Return, word for word, every line that follows.
╭──
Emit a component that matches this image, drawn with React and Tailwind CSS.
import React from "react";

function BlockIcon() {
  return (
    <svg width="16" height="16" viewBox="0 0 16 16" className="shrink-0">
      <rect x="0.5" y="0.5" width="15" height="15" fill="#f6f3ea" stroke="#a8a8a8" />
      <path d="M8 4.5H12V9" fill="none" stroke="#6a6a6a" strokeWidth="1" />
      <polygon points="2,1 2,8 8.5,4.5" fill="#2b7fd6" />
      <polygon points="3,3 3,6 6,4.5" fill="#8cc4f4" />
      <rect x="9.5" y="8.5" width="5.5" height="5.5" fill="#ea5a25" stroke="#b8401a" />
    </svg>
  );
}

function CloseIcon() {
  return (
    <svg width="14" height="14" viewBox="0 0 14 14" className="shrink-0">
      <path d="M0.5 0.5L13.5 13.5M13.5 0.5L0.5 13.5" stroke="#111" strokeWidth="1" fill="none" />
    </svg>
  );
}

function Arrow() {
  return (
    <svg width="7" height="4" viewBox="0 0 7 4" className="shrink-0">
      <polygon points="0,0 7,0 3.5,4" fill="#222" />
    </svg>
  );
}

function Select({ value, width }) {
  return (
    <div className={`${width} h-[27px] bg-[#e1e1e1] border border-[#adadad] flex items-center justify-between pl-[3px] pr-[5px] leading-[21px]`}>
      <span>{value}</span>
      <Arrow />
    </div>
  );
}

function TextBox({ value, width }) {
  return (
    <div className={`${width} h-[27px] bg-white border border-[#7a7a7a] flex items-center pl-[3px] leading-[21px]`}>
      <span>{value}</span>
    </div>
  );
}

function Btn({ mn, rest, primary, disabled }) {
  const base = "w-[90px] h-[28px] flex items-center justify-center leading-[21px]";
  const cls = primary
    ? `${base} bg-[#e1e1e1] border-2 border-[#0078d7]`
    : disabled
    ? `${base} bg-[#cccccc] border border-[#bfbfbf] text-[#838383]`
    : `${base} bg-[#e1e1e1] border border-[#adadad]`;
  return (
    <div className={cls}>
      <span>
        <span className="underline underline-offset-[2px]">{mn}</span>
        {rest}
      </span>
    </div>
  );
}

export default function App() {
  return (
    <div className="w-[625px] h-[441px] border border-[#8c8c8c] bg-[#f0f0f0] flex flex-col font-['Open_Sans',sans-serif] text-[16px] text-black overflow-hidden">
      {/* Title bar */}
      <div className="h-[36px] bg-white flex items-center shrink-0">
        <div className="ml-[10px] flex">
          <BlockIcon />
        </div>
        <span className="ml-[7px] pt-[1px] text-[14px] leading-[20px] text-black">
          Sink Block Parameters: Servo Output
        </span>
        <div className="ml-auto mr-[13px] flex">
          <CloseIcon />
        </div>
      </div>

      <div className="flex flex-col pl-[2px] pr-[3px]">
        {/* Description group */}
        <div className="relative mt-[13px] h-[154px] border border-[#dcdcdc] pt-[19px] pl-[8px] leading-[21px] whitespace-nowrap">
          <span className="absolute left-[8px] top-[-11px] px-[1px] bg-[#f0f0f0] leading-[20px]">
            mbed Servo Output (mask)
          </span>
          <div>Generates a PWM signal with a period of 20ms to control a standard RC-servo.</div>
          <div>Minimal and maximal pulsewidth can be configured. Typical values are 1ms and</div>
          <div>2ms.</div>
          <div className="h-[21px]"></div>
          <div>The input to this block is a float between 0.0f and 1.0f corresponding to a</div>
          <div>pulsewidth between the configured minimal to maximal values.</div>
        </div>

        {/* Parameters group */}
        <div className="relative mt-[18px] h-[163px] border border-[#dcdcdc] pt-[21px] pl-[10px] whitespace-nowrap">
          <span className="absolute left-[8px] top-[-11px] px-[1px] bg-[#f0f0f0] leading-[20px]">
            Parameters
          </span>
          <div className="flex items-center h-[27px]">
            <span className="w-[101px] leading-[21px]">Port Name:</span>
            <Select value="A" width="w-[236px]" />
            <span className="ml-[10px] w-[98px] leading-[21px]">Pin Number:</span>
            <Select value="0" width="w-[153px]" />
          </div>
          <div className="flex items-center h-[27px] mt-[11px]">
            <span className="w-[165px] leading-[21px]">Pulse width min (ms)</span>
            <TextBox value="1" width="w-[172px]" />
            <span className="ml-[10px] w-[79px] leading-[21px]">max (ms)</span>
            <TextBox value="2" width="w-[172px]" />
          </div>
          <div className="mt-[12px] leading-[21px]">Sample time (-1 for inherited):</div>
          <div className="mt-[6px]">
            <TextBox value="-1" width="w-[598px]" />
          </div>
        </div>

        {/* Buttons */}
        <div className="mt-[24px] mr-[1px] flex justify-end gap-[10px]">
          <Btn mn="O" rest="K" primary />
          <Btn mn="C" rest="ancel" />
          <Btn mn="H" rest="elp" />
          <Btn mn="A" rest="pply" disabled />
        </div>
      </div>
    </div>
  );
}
╰──
* ANSWER FOR THIS EXERCISE:
Emit a component that matches this image, drawn with React and Tailwind CSS.
import React from "react";

function BlockIcon() {
  return (
    <svg width="16" height="16" viewBox="0 0 16 16" className="shrink-0">
      <rect x="0.5" y="0.5" width="15" height="15" fill="#f6f3ea" stroke="#a8a8a8" />
      <path d="M8 4.5H12V9" fill="none" stroke="#6a6a6a" strokeWidth="1" />
      <polygon points="2,1 2,8 8.5,4.5" fill="#2b7fd6" />
      <polygon points="3,3 3,6 6,4.5" fill="#8cc4f4" />
      <rect x="9.5" y="8.5" width="5.5" height="5.5" fill="#ea5a25" stroke="#b8401a" />
    </svg>
  );
}

function CloseIcon() {
  return (
    <svg width="14" height="14" viewBox="0 0 14 14" className="shrink-0">
      <path d="M0.5 0.5L13.5 13.5M13.5 0.5L0.5 13.5" stroke="#111" strokeWidth="1" fill="none" />
    </svg>
  );
}

function Arrow() {
  return (
    <svg width="7" height="4" viewBox="0 0 7 4" className="shrink-0">
      <polygon points="0,0 7,0 3.5,4" fill="#222" />
    </svg>
  );
}

function Select({ value, width }) {
  return (
    <div className={`${width} h-[27px] bg-[#e1e1e1] border border-[#adadad] flex items-center justify-between pl-[3px] pr-[5px] leading-[21px]`}>
      <span>{value}</span>
      <Arrow />
    </div>
  );
}

function TextBox({ value, width }) {
  return (
    <div className={`${width} h-[27px] bg-white border border-[#7a7a7a] flex items-center pl-[3px] leading-[21px]`}>
      <span>{value}</span>
    </div>
  );
}

function Btn({ mn, rest, primary, disabled }) {
  const base = "w-[90px] h-[28px] flex items-center justify-center leading-[21px]";
  const cls = primary
    ? `${base} bg-[#e1e1e1] border-2 border-[#0078d7]`
    : disabled
    ? `${base} bg-[#cccccc] border border-[#bfbfbf] text-[#838383]`
    : `${base} bg-[#e1e1e1] border border-[#adadad]`;
  return (
    <div className={cls}>
      <span>
        <span className="underline underline-offset-[2px]">{mn}</span>
        {rest}
      </span>
    </div>
  );
}

export default function App() {
  return (
    <div className="w-[625px] h-[441px] border border-[#8c8c8c] bg-[#f0f0f0] flex flex-col font-['Open_Sans',sans-serif] text-[16px] text-black overflow-hidden">
      {/* Title bar */}
      <div className="h-[36px] bg-white flex items-center shrink-0">
        <div className="ml-[10px] flex">
          <BlockIcon />
        </div>
        <span className="ml-[7px] pt-[1px] text-[14px] leading-[20px] text-black">
          Sink Block Parameters: Servo Output
        </span>
        <div className="ml-auto mr-[13px] flex">
          <CloseIcon />
        </div>
      </div>

      <div className="flex flex-col pl-[2px] pr-[3px]">
        {/* Description group */}
        <div className="relative mt-[13px] h-[154px] border border-[#dcdcdc] pt-[19px] pl-[8px] leading-[21px] whitespace-nowrap">
          <span className="absolute left-[8px] top-[-11px] px-[1px] bg-[#f0f0f0] leading-[20px]">
            mbed Servo Output (mask)
          </span>
          <div>Generates a PWM signal with a period of 20ms to control a standard RC-servo.</div>
          <div>Minimal and maximal pulsewidth can be configured. Typical values are 1ms and</div>
          <div>2ms.</div>
          <div className="h-[21px]"></div>
          <div>The input to this block is a float between 0.0f and 1.0f corresponding to a</div>
          <div>pulsewidth between the configured minimal to maximal values.</div>
        </div>

        {/* Parameters group */}
        <div className="relative mt-[18px] h-[163px] border border-[#dcdcdc] pt-[21px] pl-[10px] whitespace-nowrap">
          <span className="absolute left-[8px] top-[-11px] px-[1px] bg-[#f0f0f0] leading-[20px]">
            Parameters
          </span>
          <div className="flex items-center h-[27px]">
            <span className="w-[101px] leading-[21px]">Port Name:</span>
            <Select value="A" width="w-[236px]" />
            <span className="ml-[10px] w-[98px] leading-[21px]">Pin Number:</span>
            <Select value="0" width="w-[153px]" />
          </div>
          <div className="flex items-center h-[27px] mt-[11px]">
            <span className="w-[165px] leading-[21px]">Pulse width min (ms)</span>
            <TextBox value="1" width="w-[172px]" />
            <span className="ml-[10px] w-[79px] leading-[21px]">max (ms)</span>
            <TextBox value="2" width="w-[172px]" />
          </div>
          <div className="mt-[12px] leading-[21px]">Sample time (-1 for inherited):</div>
          <div className="mt-[6px]">
            <TextBox value="-1" width="w-[598px]" />
          </div>
        </div>

        {/* Buttons */}
        <div className="mt-[24px] mr-[1px] flex justify-end gap-[10px]">
          <Btn mn="O" rest="K" primary />
          <Btn mn="C" rest="ancel" />
          <Btn mn="H" rest="elp" />
          <Btn mn="A" rest="pply" disabled />
        </div>
      </div>
    </div>
  );
}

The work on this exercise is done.